Self Employed Income & Mortgage Loans
In addition to your credit score, your income is one of the most important factors that is considered when obtaining a mortgage. While many people have a regular salary, many others are self-employed, have just changed jobs or income levels, or earn their money through other sources than a salary.
We've tried to answer some common questions below. However, we know that everyone's situation is different. We can usually work out a mortgage program, even if you cannot conform to standard income requirements.
We'll be glad to answer any questions you may have about obtaining a mortgage. Just give us a call at 1-800-859-5648, or use our contact form to learn more.
1. Last year I made $75,000 .... $25,000 as a base salary and $50,000 in bonus and commission. This year so far, I have made $60,000 in commissions. How will an underwriter evaluate my income?
If your bonus (or commission) is 25% or more of your total compensation, then most of the mortgage industry defines you as self-employed. The underwriter will ask for the last two years' tax returns. Your income will be very close to the Adjusted Gross Income on line 31 of page 1 of the tax return.
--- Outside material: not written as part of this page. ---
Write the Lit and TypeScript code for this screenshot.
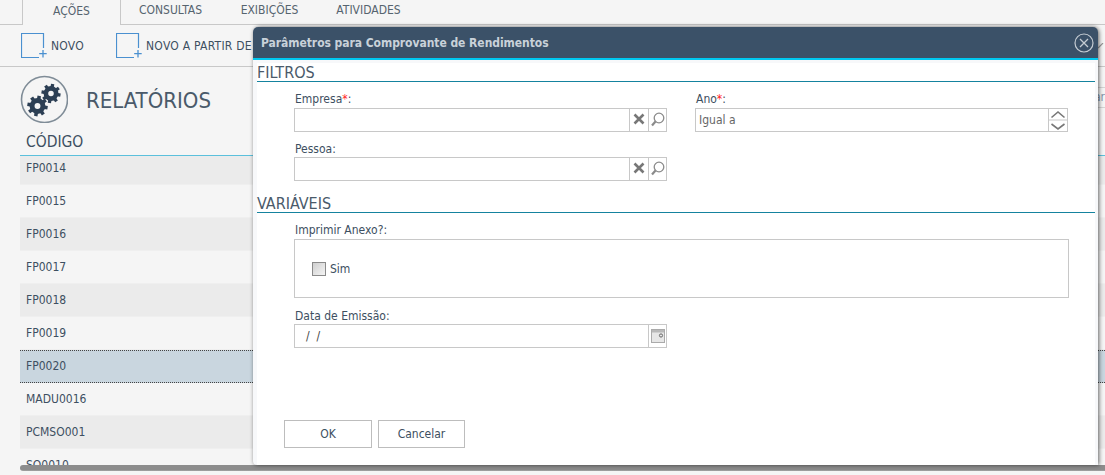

If you own 25% or more of a company, or if you are an employee of a relative - whether or not you get a W2 - then you are considered self-employed and your income is verified by line 31, page 1 of the IRS form 1040, or line 16 of 1040A, or line 4 of 1040EZ.
2. Will the answer to the question above change if I put down 20% and request that my income not be verified?
Yes. There are loans that do not require the verification of income. There are also loans that do not require that you have a job.
3. Can I put down only 10% and avoid having my income verified?
Yes, there are at least 2 ways of doing this. Both methods involve a mortgage with a slightly higher interest rate.